Fragment d’une révolution

Wassim Ghozlani, série «Fragments d’une révolution», 2011. Collection de l’artiste © Wassim Ghozlani/Hans Lucas

La série «Fragments d’une révolution», réalisée entre janvier et février 2011, découle de ma forte envie de sauvegarder des moments aussi importants de la mémoire tunisienne que ceux de la révolution. J’ai réagi, dans l’urgence, afin de sauvegarder une trace des manifestations et des grands sit-in qui ont suivi la révolution, tels que le sit-in Kasbah 1 et Kasbah 2. J’ai pris les slogans et les vœux du peuple tunisien qui ont été tagués à ce moment là sur les murs de la présidence du gouvernement et sur les murs des institutions à proximité. Ces murs qui ont été, malheureusement, repeints quelques jours après l’achèvement des événements protestataires. On aurait du préserver ces murs tagués qui représentent un symbole important de l’histoire de la Tunisie post révolutionnaire. » a affirmé le photographe Wassim Ghozlani à Réalités Online. Et d’ajouter : « C’est dans le cadre de l’exposition Fragments d’une Tunisie Contemporaine que j’expose pour la première fois ces images. C’est un choix personnel, car je ne voulais pas surfer sur la vague de la révolution pour me mettre en avant ».

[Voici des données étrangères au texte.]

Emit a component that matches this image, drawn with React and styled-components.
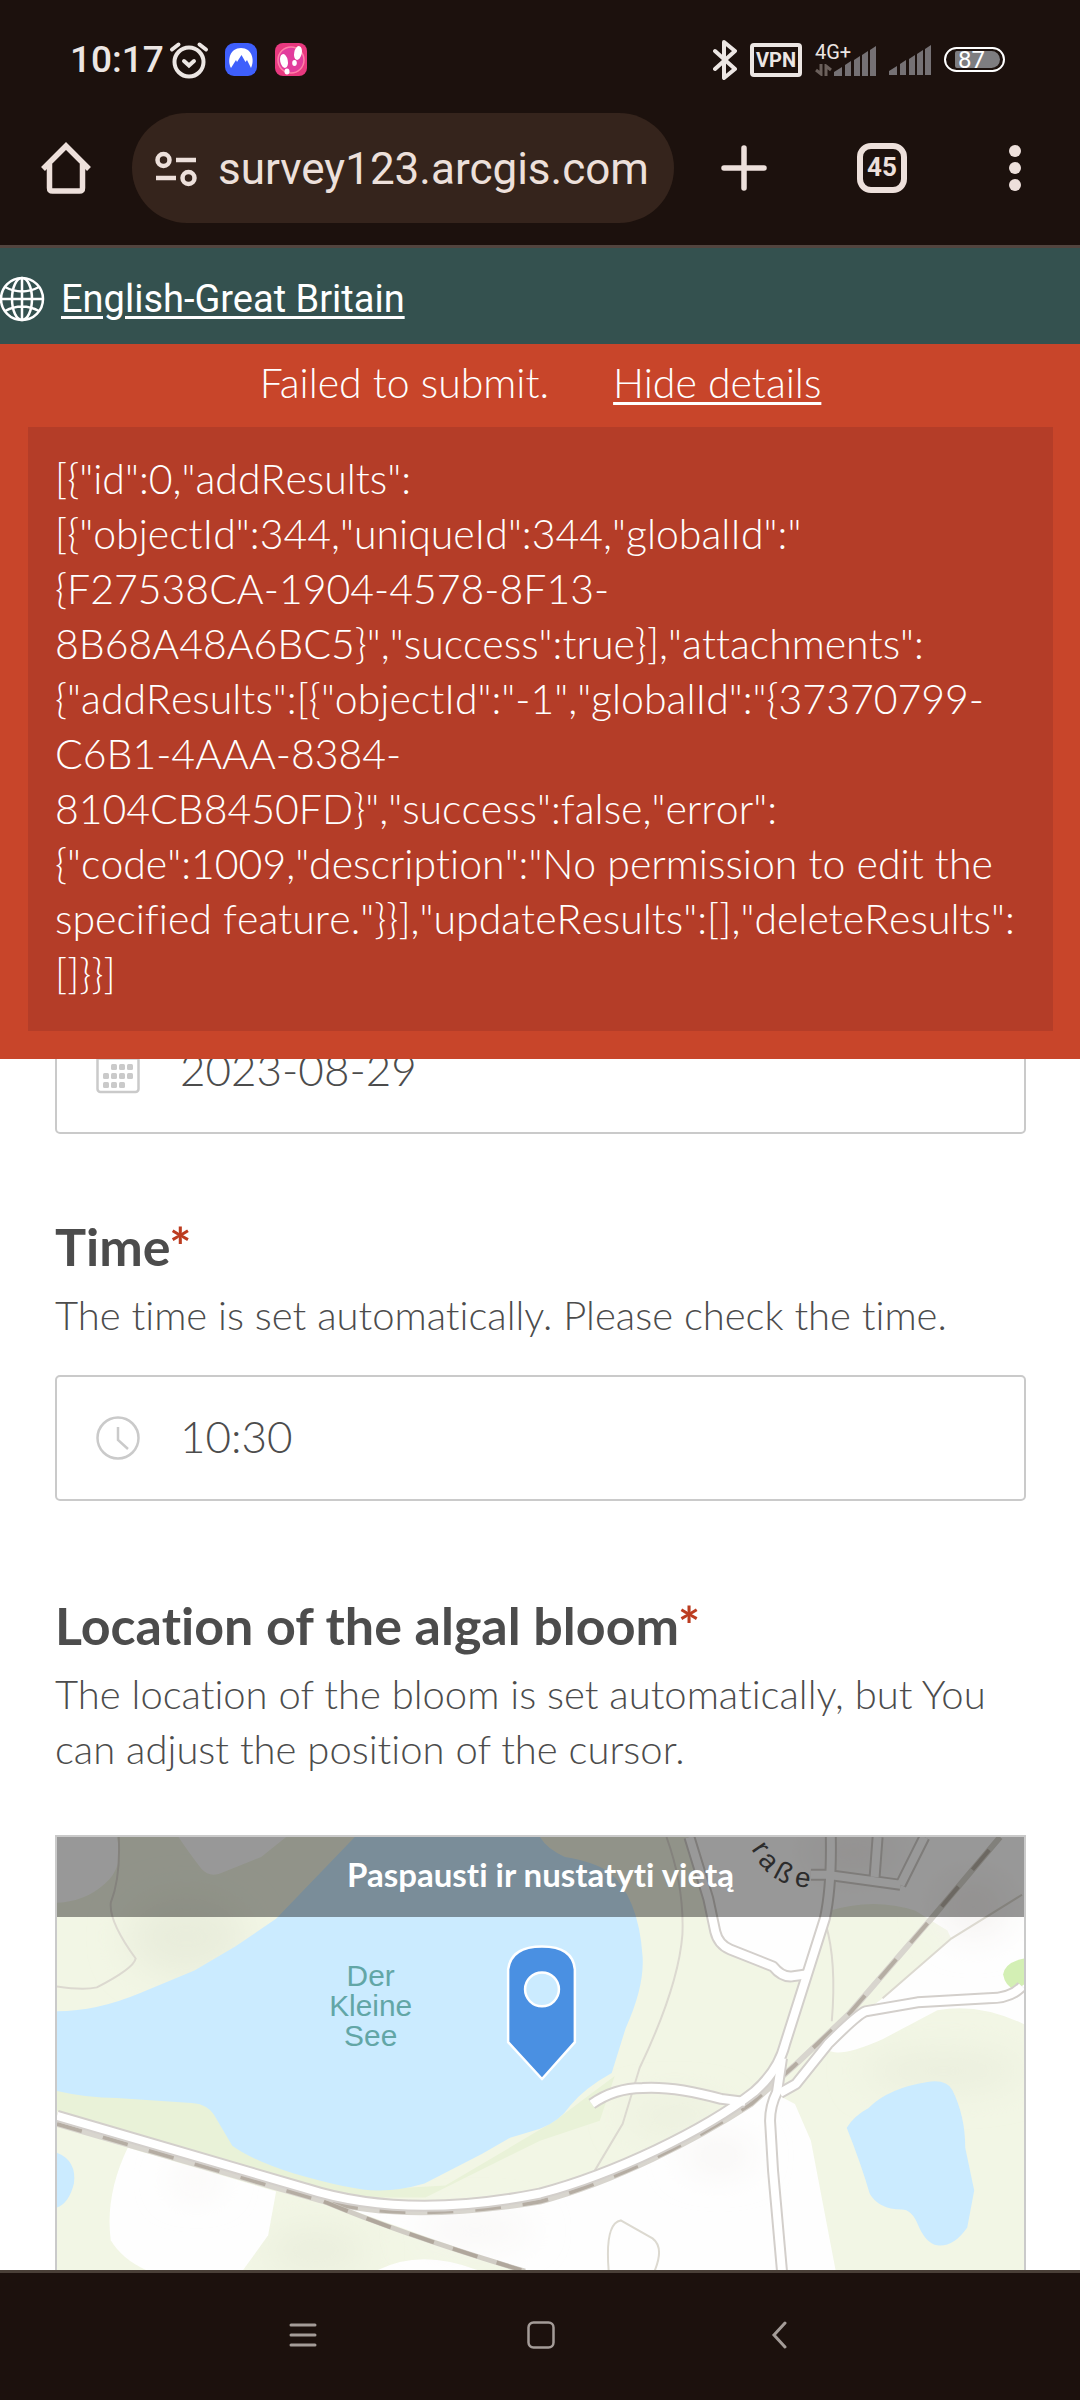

« Perles de Famille », l’œuvre du couple d’artistes Wadii Mhiri et Houda Ghorbel

Houda Ghorbel & Wadi Mhiri, Perles de famille, capture de la vidéo. Vidéo de 8’38 », 2014. © Houda Ghorbel & Wadi Mhir

En exposant une vidéo intitulée « Les perles de Famille », le couple d’artistes Houda Ghorbel et Wadi Mhiri cherche à ressusciter les souvenirs à travers les photos familiales. Commençant par une naissance et finissant par la mort. Les images sont recouvertes de semoule. Elles paraissent chaque fois qu’ on caresse les perles de ‘mhamsa’. Une mise en scène de la préparation de la ‘mhamsa’ qui rappelle les mouvements de la ‘oula’, un événement annuel traditionnel qui se faisait dans les vieilles maisons et qui risque de disparaître un jour.
« En tant que cousins, Houda et Moi, on a vécu plein de souvenirs ensemble. On a donc choisi de mixer les photos de familles avec les traditions et les rituels qui sont en voie de disparition ». a affirmé Wadi Mhiri à Réalités Online.

On conseille vivement la visite de ce deuxième volet de « Traces… Fragments d’une Tunisie contemporaine ».